Badania natomiast nad dziejami kultu obrazu Matki Boskiej Gietrzwałdzkiej doprowadziły autora do następujących stwierdzeń:

Od końca XVI wieku obraz otaczany był już kultem. Początkowo był to kult nieznaczny ale z biegiem czasu coraz bardziej przybierający na sile. Pierwszymi symptomami kultu obrazu były welony, które służyły do jego ozdoby. W 1680 roku obraz został ozdobiony koroną oraz umieszczono przed nim małą srebrną lampę. W 1721 r .sporządzono aureolę z dwunastu srebrnych gwiazd a w 1731 r. kosztowne korony z drogimi kamieniami. W 1734 r, ufundowano suknię srebrną pozłacaną dla Dzieciątka, która jest dziełem złotnika olsztyńskiego K. Geesego. W latach 1721-1734 taką samą suknię sprawiono dla Madonny. Od tej pory dokumenty archiwum parafialnego w Gietrzwałdzie notują wzrastającą ilość wot. Na początku XIX wieku część wot przeniesiono ,nawet do zakrystii. Najwięcej jednak wot złożono przed obrazem Madonny w czasach po objawieniach gietrzwałdzkich oraz po koronacji obrazu. Od początku XIX wieku dokumenty wymieniają przybywające do Gietrzwałdu, na uroczystość Narodzenia Matki Bożej, pielgrzymki pod przewodnictwem kapłanów z Wrzesiny i Sząbruka. Z innych parafii przychodziły pielgrzymki, ale bez przewodnictwa kapłana, stąd też w dokumentach archiwalnych nie przypisywano im znaczniejszej uwagi. Największe nasilenie ruchu pielgrzymkowego było w okresie objawień i w następnych latach. Liczbę pielgrzymów oceniano na ogół do 100 000 wiernych rocznie. Liczba ta zmniejszyła się w okresie drugiej wojny światowej do 6000, a obecnie, dzięki m.in. koronacji, ustawicznie z roku na rok wzrasta.
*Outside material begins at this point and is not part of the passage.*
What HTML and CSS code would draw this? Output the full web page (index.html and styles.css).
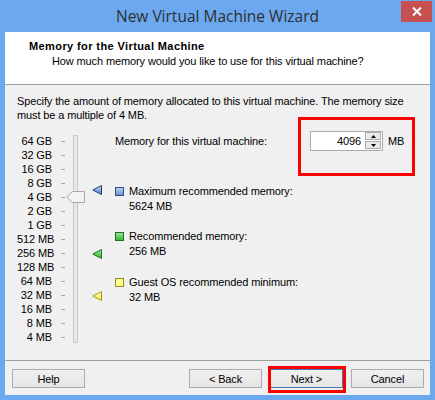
FILE: index.html
```html
<!DOCTYPE html>
<html>
<head>
<meta charset="utf-8">
<link rel="stylesheet" href="styles.css">
</head>
<body>
<div class="window">
  <div class="titlebar">
    <span class="title">New Virtual Machine Wizard</span>
    <span class="close"><svg width="10" height="9" viewBox="0 0 10 9"><path d="M1 0.5 L9 8.5 M9 0.5 L1 8.5" stroke="#fff" stroke-width="2"/></svg></span>
  </div>
  <div class="client">
    <div class="header">
      <div class="h-title">Memory for the Virtual Machine</div>
      <div class="h-sub">How much memory would you like to use for this virtual machine?</div>
    </div>
    <div class="body">
      <p class="intro">Specify the amount of memory allocated to this virtual machine. The memory size<br>must be a multiple of 4 MB.</p>
      <div class="main">
        <div class="scale">
          <ul class="ticks">
            <li><span class="lbl">64 GB</span><span class="tick"></span></li>
            <li><span class="lbl">32 GB</span><span class="tick"></span></li>
            <li><span class="lbl">16 GB</span><span class="tick"></span></li>
            <li><span class="lbl">8 GB</span><span class="tick"></span></li>
            <li><span class="lbl">4 GB</span><span class="tick"></span></li>
            <li><span class="lbl">2 GB</span><span class="tick"></span></li>
            <li><span class="lbl">1 GB</span><span class="tick"></span></li>
            <li><span class="lbl">512 MB</span><span class="tick"></span></li>
            <li><span class="lbl">256 MB</span><span class="tick"></span></li>
            <li><span class="lbl">128 MB</span><span class="tick"></span></li>
            <li><span class="lbl">64 MB</span><span class="tick"></span></li>
            <li><span class="lbl">32 MB</span><span class="tick"></span></li>
            <li><span class="lbl">16 MB</span><span class="tick"></span></li>
            <li><span class="lbl">8 MB</span><span class="tick"></span></li>
            <li><span class="lbl">4 MB</span><span class="tick"></span></li>
          </ul>
          <div class="track"></div>
          <svg class="thumb" style="top:60px" width="19" height="12" viewBox="0 0 19 12"><polygon points="0.5,6 6.5,0.5 18.5,0.5 18.5,11.5 6.5,11.5" fill="#f3f3f3" stroke="#a9a9a9"/></svg>
          <svg class="marker" style="top:54px" width="10" height="10" viewBox="0 0 10 10"><defs><linearGradient id="gb" x1="0" y1="0" x2="0" y2="1"><stop offset="0" stop-color="#c6d9f5"/><stop offset="1" stop-color="#4f7fc6"/></linearGradient></defs><polygon points="0.8,5 9.5,0.5 9.5,9.5" fill="url(#gb)" stroke="#1e3d74"/></svg>
          <svg class="marker" style="top:118px" width="10" height="10" viewBox="0 0 10 10"><defs><linearGradient id="gg" x1="0" y1="0" x2="0" y2="1"><stop offset="0" stop-color="#9be89b"/><stop offset="1" stop-color="#2fb02f"/></linearGradient></defs><polygon points="0.8,5 9.5,0.5 9.5,9.5" fill="url(#gg)" stroke="#1b7a1b"/></svg>
          <svg class="marker" style="top:160px" width="10" height="10" viewBox="0 0 10 10"><defs><linearGradient id="gy" x1="0" y1="0" x2="0" y2="1"><stop offset="0" stop-color="#ffffc0"/><stop offset="1" stop-color="#f2f240"/></linearGradient></defs><polygon points="0.8,5 9.5,0.5 9.5,9.5" fill="url(#gy)" stroke="#9a9a1e"/></svg>
        </div>
        <div class="details">
          <div class="mem-row">
            <span class="mem-label">Memory for this virtual machine:</span>
            <span class="spin-group">
              <span class="spin">
                <span class="spin-val">4096</span>
                <span class="spin-btns">
                  <span class="sbtn"><svg width="5" height="3" viewBox="0 0 5 3"><polygon points="2.5,0 5,3 0,3" fill="#000"/></svg></span>
                  <span class="sbtn"><svg width="5" height="3" viewBox="0 0 5 3"><polygon points="0,0 5,0 2.5,3" fill="#000"/></svg></span>
                </span>
              </span>
              <span class="unit">MB</span>
            </span>
          </div>
          <div class="legend l1">
            <span class="swatch sw-blue"></span>
            <div class="ltext"><div>Maximum recommended memory:</div><div class="lval">5624 MB</div></div>
          </div>
          <div class="legend l2">
            <span class="swatch sw-green"></span>
            <div class="ltext"><div>Recommended memory:</div><div class="lval">256 MB</div></div>
          </div>
          <div class="legend l3">
            <span class="swatch sw-yellow"></span>
            <div class="ltext"><div>Guest OS recommended minimum:</div><div class="lval">32 MB</div></div>
          </div>
        </div>
      </div>
    </div>
    <div class="footer">
      <span class="btn">Help</span>
      <span class="spacer"></span>
      <span class="btn">&lt; Back</span>
      <span class="btn btn-default">Next &gt;</span>
      <span class="btn">Cancel</span>
    </div>
  </div>
</div>
</body>
</html>
```

FILE: styles.css
```css
* { box-sizing: border-box; }
html, body { margin: 0; padding: 0; }
body {
  width: 435px;
  height: 400px;
  overflow: hidden;
  font-family: "Liberation Sans", Arial, sans-serif;
  font-size: 11px;
  letter-spacing: -0.12px;
  color: #000;
}
.window {
  width: 435px;
  height: 400px;
  background: #6ba8ef;
  display: flex;
  flex-direction: column;
}
.titlebar {
  position: relative;
  height: 32px;
  flex: none;
  display: flex;
  align-items: center;
  justify-content: center;
}
.title {
  font-family: "Open Sans", "Noto Sans", sans-serif;
  font-size: 15.5px;
  letter-spacing: 0;
  color: #2f2f2f;
  margin-top: -1px;
}
.close {
  position: absolute;
  top: 1px;
  right: 3px;
  width: 31px;
  height: 21px;
  background: #c75050;
  display: flex;
  align-items: center;
  justify-content: center;
}
.client {
  flex: 1;
  margin: 0 5px 5px 5px;
  background: #f0f0f0;
  display: flex;
  flex-direction: column;
}
.header {
  height: 53px;
  flex: none;
  background: #fff;
  border-bottom: 1px solid #a0a0a0;
  padding: 7px 0 0 24px;
  line-height: 14px;
}
.h-title { font-weight: bold; letter-spacing: 0.4px; }
.h-sub { margin: 1px 0 0 23px; }
.body {
  flex: 1;
  padding: 9px 0 0 12px;
}
.intro {
  margin: 0;
  line-height: 14px;
}
.main {
  margin-top: 9px;
  display: flex;
}
.scale {
  position: relative;
  width: 98px;
  height: 213px;
  padding-top: 3px;
}
.ticks {
  list-style: none;
  margin: 0;
  padding: 0;
}
.ticks li {
  height: 14px;
  display: flex;
  align-items: center;
}
.lbl {
  width: 35px;
  text-align: right;
  white-space: nowrap;
}
.tick {
  width: 4px;
  height: 1px;
  margin-left: 9px;
  background: #a6a6a6;
}
.track {
  position: absolute;
  left: 56px;
  top: 4px;
  width: 5px;
  height: 208px;
  background: #e7e7e7;
  border: 1px solid #c8c8c8;
}
.thumb {
  position: absolute;
  left: 49px;
  display: block;
}
.marker {
  position: absolute;
  left: 75px;
  display: block;
}
.details {
  flex: 1;
  line-height: 14px;
}
.mem-row {
  height: 20px;
  display: flex;
  align-items: center;
}
.mem-label { width: 195px; }
.spin-group {
  position: relative;
  display: flex;
  align-items: center;
}
.spin-group::after {
  content: "";
  position: absolute;
  left: -12px;
  top: -14px;
  width: 111px;
  height: 53px;
  border: 3px solid #f00;
}
.spin {
  width: 73px;
  height: 20px;
  border: 1px solid #acacac;
  background: #fff;
  display: flex;
}
.spin-val {
  flex: 1;
  text-align: right;
  padding-right: 4px;
  line-height: 18px;
}
.spin-btns {
  width: 17px;
  display: flex;
  flex-direction: column;
  gap: 1px;
  padding: 0 1px 1px 0;
}
.sbtn {
  flex: 1;
  border: 1px solid #adadad;
  background: #e9e9e9;
  display: flex;
  align-items: center;
  justify-content: center;
}
.sbtn svg { display: block; }
.unit { margin-left: 5px; }
.legend {
  display: flex;
}
.l1 { margin-top: 33px; }
.l2 { margin-top: 16px; }
.l3 { margin-top: 17px; }
.swatch {
  width: 9px;
  height: 9px;
  margin: 3px 5px 0 0;
  flex: none;
}
.sw-blue { background: linear-gradient(#b4cdf0, #6e96d2); border: 1px solid #33507e; }
.sw-green { background: linear-gradient(#8fe08f, #3cb83c); border: 1px solid #1f6e1f; }
.sw-yellow { background: #ffff8c; border: 1px solid #8c8c28; }
.lval { margin-top: 1px; }
.footer {
  flex: none;
  border-top: 1px solid #a0a0a0;
  padding: 8px 6px 7px 7px;
  display: flex;
  gap: 8px;
}
.spacer { flex: 1; }
.btn {
  position: relative;
  width: 73px;
  height: 19px;
  border: 1px solid #acacac;
  background: linear-gradient(#f0f0f0, #e5e5e5);
  display: flex;
  align-items: center;
  justify-content: center;
}
.btn-default { border-color: #3c7fb1; }
.btn-default::after {
  content: "";
  position: absolute;
  left: -3px;
  top: -4px;
  right: -4px;
  bottom: -6px;
  border: 3px solid #f00;
}
```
Kult Matki Boskiej Gietrzwałdzkiej znajduje wspaniały wyraz w aktach oddania i zawierzenia ze strony diecezji, zakonów, parafii i poszczególnych wiernych. Cześć i pobożność do Pani Ziemi Warmińskiej jest źródłem inspiracji do twórczości modlitewnej i poetyckiej autorów związanych z Warmią. Koronacja obrazu przyczyniła się do nadania dotychczasowemu kultowi Matki Boskiej charakteru kultu liturgicznego przez ustanowienie święta Matki Boskiej Gietrzwałdzkiej 8 IX, a także specjalnego formularza mszalnego, jak i liturgii godzin. Dzięki natomiast oddziaływaniu kultu maryjnego z świątyni gietrzwałdzkiej na całą diecezję, Stolica Apostolska nadała kościołowi, mieszczącemu w sobie cudowny wizerunek Matki Bożej, tytuł Bazyliki Mniejszej. Objawienia Niepokalanej w Gietrzwałdzie stały się punktem zwrotnym w rozwoju kultu Matki Boskiej Gietrzwałdzkiej.